I was surprised to see that I spend not more than 180 minutes in productive work each day and like every other student in IIT I am complaining that I don’t have enough time at my disposal.

I read 50 pages an hour of ordinary books where as half as much if it is a textbook. I can concentrate for around an hour at the most doing any task. After that I need a break else my productivity gets hampered.

When I realized that I am not spending more than 180 minutes a day doing useful stuff I was alarmed. I bought more books to read. I planned for minimum 300 minutes a day target and I am improving day by day.


Where is the benefit of doing all this? How can I be sure that these things are actually helping me out.
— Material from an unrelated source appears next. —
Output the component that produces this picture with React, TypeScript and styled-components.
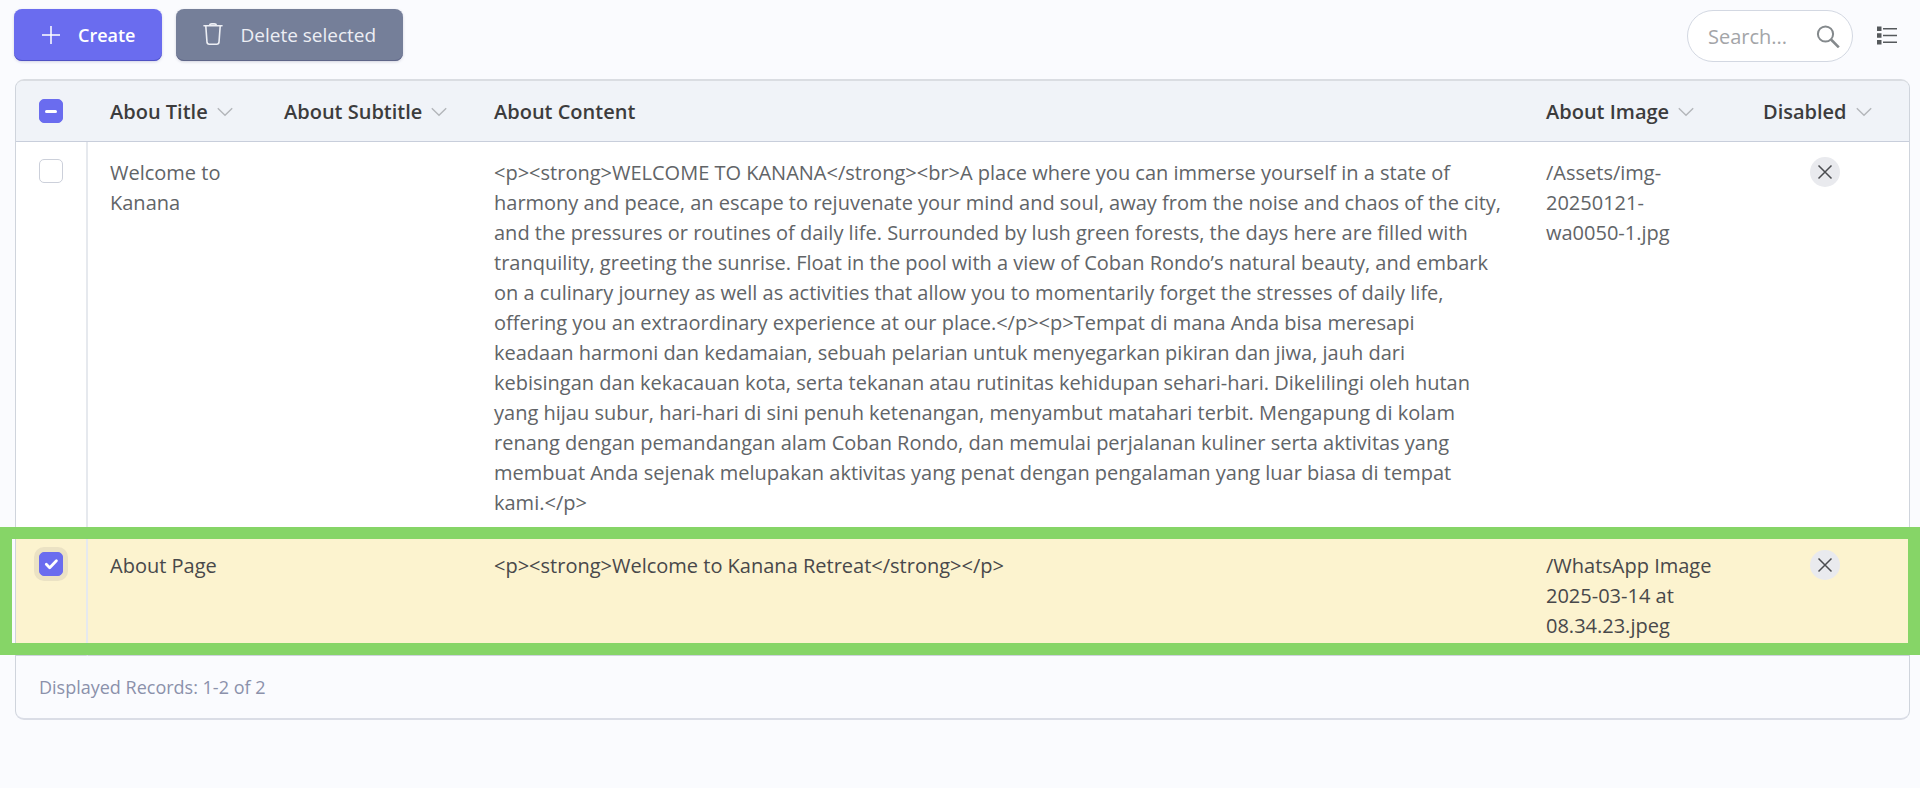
import React, { useState } from "react";
import styled, { createGlobalStyle, css } from "styled-components";

const GlobalStyle = createGlobalStyle`
  *, *::before, *::after { box-sizing: border-box; }
  body {
    margin: 0;
    background: #fafbfe;
    color: #616467;
    font-family: "Open Sans", "Noto Sans", sans-serif;
    font-size: 20px;
    line-height: 30px;
  }
  button, input { font: inherit; }
`;

const Page = styled.main`
  padding: 9px 10px 68px 14px;
  overflow-x: hidden;
`;

const Toolbar = styled.header`
  display: flex;
  align-items: flex-start;
  justify-content: space-between;
  margin-bottom: 17px;
`;

const Actions = styled.div`
  display: flex;
  gap: 14px;
`;

const ActionButton = styled.button<{ $tone: "primary" | "muted" }>`
  display: flex;
  align-items: center;
  gap: 17px;
  height: 52px;
  padding: 0 27px;
  border: 0;
  border-radius: 8px;
  white-space: nowrap;
  cursor: pointer;
  ${({ $tone }) =>
    $tone === "primary"
      ? css`
          background: #6a6cef;
          color: #fff;
          font-weight: 600;
          font-size: 18px;
          box-shadow: inset 0 -1px 0 #5052c4, 0 1px 3px rgba(60, 60, 140, 0.2);
        `
      : css`
          background: #757f99;
          color: #eceef4;
          font-size: 19px;
          box-shadow: inset 0 -1px 0 #5f6688, 0 1px 3px rgba(60, 60, 100, 0.2);
        `}
`;

const Tools = styled.div`
  display: flex;
  align-items: center;
  gap: 18px;
  padding: 1px 7px 0 0;
`;

const SearchBox = styled.label`
  display: flex;
  align-items: center;
  width: 166px;
  height: 52px;
  padding: 0 12px 0 20px;
  border: 1px solid #d3d8e2;
  border-radius: 26px;
  background: #fff;
  color: #84898c;
`;

const SearchInput = styled.input`
  flex: 1;
  min-width: 0;
  padding: 2px 0 0;
  border: 0;
  outline: 0;
  background: transparent;
  color: #616467;
  &::placeholder {
    color: #a3a5a8;
    opacity: 1;
  }
`;

const IconButton = styled.button`
  display: flex;
  padding: 6px;
  border: 0;
  background: transparent;
  color: #55595c;
  cursor: pointer;
`;

const Grid = styled.section`
  margin-left: 1px;
  border: 1px solid #cfd4dc;
  border-width: 2px 1px;
  border-top-color: #dadde2;
  border-bottom-color: #dadde6;
  border-radius: 9px;
`;

const Table = styled.table`
  width: 100%;
  border-spacing: 0;
  table-layout: fixed;
`;

const Column = styled.col<{ $width?: number }>`
  width: ${({ $width }) => ($width ? `${$width}px` : "auto")};
`;

const HeadCell = styled.th`
  height: 61px;
  padding: 1px 22px 0;
  border-bottom: 1px solid #c8cedb;
  background: #f0f3f8;
  color: #3c3c3d;
  font-weight: 600;
  font-size: 20px;
  text-align: left;
  white-space: nowrap;
  &:first-child {
    padding: 0 22px 1px 23px;
    border-top-left-radius: 7px;
  }
  &:last-child { border-top-right-radius: 7px; }
`;

const SortButton = styled.button`
  display: flex;
  align-items: center;
  gap: 9px;
  padding: 0;
  border: 0;
  background: transparent;
  color: inherit;
  cursor: pointer;
  svg { color: #b3b6ba; }
`;

const Cell = styled.td`
  padding: 16px 22px;
  border-bottom: 1px solid #ced3dc;
  vertical-align: top;
  white-space: pre-line;
  &:first-child {
    padding-left: 23px;
    border-right: 2px solid #e6e9ee;
  }
  tr:last-child > & { padding-bottom: 14px; }
`;

/* The frame is anchored to the row, and drawn from its first cell so that it adds no table column. */
const Row = styled.tr<{ $selected: boolean }>`
  background: #fff;
  ${({ $selected }) =>
    $selected &&
    css`
      position: relative;
      background: #fcf3cf;
      color: #48484a;
      > td:first-child::after {
        content: "";
        position: absolute;
        inset: -8px -11px 1px -16px;
        border: 12px solid #86d567;
        pointer-events: none;
      }
    `}
`;

const CheckLabel = styled.label`
  display: grid;
  width: 24px;
  height: 24px;
  margin-top: 1px;
  > * { grid-area: 1 / 1; }
  svg { pointer-events: none; }
`;

const HeadCheckLabel = styled(CheckLabel)`
  margin-top: 0;
`;

const CheckInput = styled.input<{ $filled: boolean; $ring?: boolean }>`
  appearance: none;
  width: 24px;
  height: 24px;
  margin: 0;
  border: 1px solid ${({ $filled }) => ($filled ? "#6a6cef" : "#ccd0da")};
  border-radius: 5px;
  background: ${({ $filled }) => ($filled ? "#6a6cef" : "#fff")};
  box-shadow: ${({ $ring }) => ($ring ? "0 0 0 5px #ebe2c4" : "none")};
`;

const Flag = styled.span`
  display: flex;
  align-items: center;
  justify-content: center;
  width: 30px;
  height: 30px;
  margin: -1px auto 0;
  border-radius: 50%;
  background: #e9eaee;
  color: #4a4c50;
`;

const Footer = styled.footer`
  padding: 16px 23px;
  color: #8b91ab;
  font-size: 18px;
`;

const PlusIcon = () => (
  <svg width="20" height="20" viewBox="0 0 20 20" fill="none" stroke="currentColor" strokeWidth="1.5" aria-hidden="true">
    <path d="M10 1v18M1 10h18" />
  </svg>
);

const TrashIcon = () => (
  <svg width="20" height="24" viewBox="0 0 20 24" fill="none" stroke="currentColor" strokeWidth="1.6" strokeLinecap="round" strokeLinejoin="round" aria-hidden="true">
    <path d="M1 2.8h18M6.4 2.6Q6.8 .9 8.6 .9h2.8q1.8 0 2.2 1.7M2.8 3l1.2 16.2q.2 2 2.2 2h7.6q2 0 2.2-2l1.2-16.2" />
  </svg>
);

const SearchIcon = () => (
  <svg width="24" height="24" viewBox="0 0 24 24" fill="none" stroke="currentColor" strokeWidth="2" aria-hidden="true">
    <circle cx="9.5" cy="10" r="7.6" />
    <path d="M15 15.5l7.8 7.8" strokeWidth="2.6" />
  </svg>
);

const ListIcon = () => (
  <svg width="20" height="20" viewBox="0 0 20 20" aria-hidden="true" fill="currentColor">
    <path d="M0 .5h4.5v4.5H0zM0 7.2h4.5v4.5H0zM0 14h4.5v4.5H0z" />
    <path d="M6 2.8h14M6 9.5h14M6 16.2h14" stroke="currentColor" strokeWidth="1.5" />
  </svg>
);

const ChevronIcon = () => (
  <svg width="16" height="10" viewBox="0 0 16 10" fill="none" stroke="currentColor" strokeWidth="1.4" aria-hidden="true">
    <path d="M.8 1.2L8 8.2l7.2-7" />
  </svg>
);

const CrossIcon = () => (
  <svg width="16" height="16" viewBox="0 0 16 16" fill="none" stroke="currentColor" strokeWidth="1.5" role="img" aria-label="No">
    <path d="M1.5 1.5l13 13M14.5 1.5l-13 13" />
  </svg>
);

const CheckMark = () => (
  <svg width="24" height="24" viewBox="0 0 24 24" fill="none" stroke="#fff" strokeWidth="2.8" strokeLinecap="round" strokeLinejoin="round" aria-hidden="true">
    <path d="M7.3 12.3l3.4 3.4 6.7-6.9" />
  </svg>
);

const DashMark = () => (
  <svg width="24" height="24" viewBox="0 0 24 24" fill="none" stroke="#fff" strokeWidth="3" strokeLinecap="round" aria-hidden="true">
    <path d="M7.5 12.5h9" />
  </svg>
);

const columns = [
  { title: "Abou Title", width: 174, sortable: true },
  { title: "About Subtitle", width: 210, sortable: true },
  { title: "About Content", sortable: false },
  { title: "About Image", width: 217, sortable: true },
  { title: "Disabled", width: 168, sortable: true },
];

const records = [
  {
    title: "Welcome to Kanana",
    subtitle: "",
    content:
      "<p><strong>WELCOME TO KANANA</strong><br>A place where you can immerse yourself in a state of harmony and peace, an escape to rejuvenate your mind and soul, away from the noise and chaos of the city, and the pressures or routines of daily life. Surrounded by lush green forests, the days here are filled with tranquility, greeting the sunrise. Float in the pool with a view of Coban Rondo’s natural beauty, and embark on a culinary journey as well as activities that allow you to momentarily forget the stresses of daily life, offering you an extraordinary experience at our place.</p><p>Tempat di mana Anda bisa meresapi\nkeadaan harmoni dan kedamaian, sebuah pelarian untuk menyegarkan pikiran dan jiwa, jauh dari kebisingan dan kekacauan kota, serta tekanan atau rutinitas kehidupan sehari-hari. Dikelilingi oleh hutan yang hijau subur, hari-hari di sini penuh ketenangan, menyambut matahari terbit. Mengapung di kolam renang dengan pemandangan alam Coban Rondo, dan memulai perjalanan kuliner serta aktivitas yang membuat Anda sejenak melupakan aktivitas yang penat dengan pengalaman yang luar biasa di tempat kami.</p>",
    image: "/Assets/img-20250121-wa0050-1.jpg",
  },
  {
    title: "About Page",
    subtitle: "",
    content: "<p><strong>Welcome to Kanana Retreat</strong></p>",
    image: "/WhatsApp Image 2025-03-14 at 08.34.23.jpeg",
  },
];

export default function App() {
  const [selected, setSelected] = useState<number[]>([1]);
  const [query, setQuery] = useState("");

  const toggle = (index: number) =>
    setSelected((now) => (now.includes(index) ? now.filter((i) => i !== index) : [...now, index]));
  const all = selected.length === records.length;
  const toggleAll = () => setSelected(all ? [] : records.map((_, i) => i));

  return (
    <Page>
      <GlobalStyle />
      <Toolbar>
        <Actions>
          <ActionButton type="button" $tone="primary">
            <PlusIcon />
            Create
          </ActionButton>
          <ActionButton type="button" $tone="muted">
            <TrashIcon />
            Delete selected
          </ActionButton>
        </Actions>
        <Tools>
          <SearchBox>
            <SearchInput
              aria-label="Search"
              placeholder="Search..."
              value={query}
              onChange={(e) => setQuery(e.target.value)}
            />
            <SearchIcon />
          </SearchBox>
          <IconButton type="button" aria-label="Choose columns">
            <ListIcon />
          </IconButton>
        </Tools>
      </Toolbar>

      <Grid>
        <Table>
          <colgroup>
            <Column $width={72} />
            {columns.map((c) => (
              <Column key={c.title} $width={c.width} />
            ))}
          </colgroup>
          <thead>
            <tr>
              <HeadCell>
                <HeadCheckLabel>
                  <CheckInput
                    type="checkbox"
                    aria-label="Select all records"
                    checked={all}
                    onChange={toggleAll}
                    $filled={selected.length > 0}
                  />
                  {all ? <CheckMark /> : selected.length > 0 && <DashMark />}
                </HeadCheckLabel>
              </HeadCell>
              {columns.map((c) => (
                <HeadCell key={c.title}>
                  {c.sortable ? (
                    <SortButton type="button">
                      {c.title}
                      <ChevronIcon />
                    </SortButton>
                  ) : (
                    c.title
                  )}
                </HeadCell>
              ))}
            </tr>
          </thead>
          <tbody>
            {records.map((r, i) => {
              const isSelected = selected.includes(i);
              return (
                <Row key={r.title} $selected={isSelected}>
                  <Cell>
                    <CheckLabel>
                      <CheckInput
                        type="checkbox"
                        aria-label={`Select ${r.title}`}
                        checked={isSelected}
                        onChange={() => toggle(i)}
                        $filled={isSelected}
                        $ring={isSelected}
                      />
                      {isSelected && <CheckMark />}
                    </CheckLabel>
                  </Cell>
                  <Cell>{r.title}</Cell>
                  <Cell>{r.subtitle}</Cell>
                  <Cell>{r.content}</Cell>
                  <Cell>{r.image}</Cell>
                  <Cell>
                    <Flag>
                      <CrossIcon />
                    </Flag>
                  </Cell>
                </Row>
              );
            })}
          </tbody>
        </Table>
        <Footer>Displayed Records: 1-2 of 2</Footer>
      </Grid>
    </Page>
  );
}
I use the most practical yardsticks to measure this. How much am I earning each month? Today I am earning just as much as I earned while I was at persistent. Each week I have completed some concrete task about which I can talk to my friends. I am not staying up very late to do my assignments. We go to KFC twice a week.

Moral of the story

To be a little more successful in life you have to add a little more to your efforts. Where to add it is one very crucial question one must answer. Is it really worth going that little extra distance? I think these questions can be answered well only if we discipline our thinking and if we start behaving in a way that is predictive for our-self.

We should build our own swiss army knife and put it to test every now and then. Later we can add more utilities to it and get rid of some.


3 thoughts on “Programmer’s Swiss Army Knife

  1. That’s very thoughtful! At some point in time, say months of doing this exercise, don’t you feel a bit robotic?.
    I haven’t tried what you’ve written, but ‘m very tempted to.

  2. I don’t feel robotic because I am not adhering to them dogmatically. All my processes are designed based on my needs and they evolve with time. There is some repetitiveness but I think its important for being disciplined.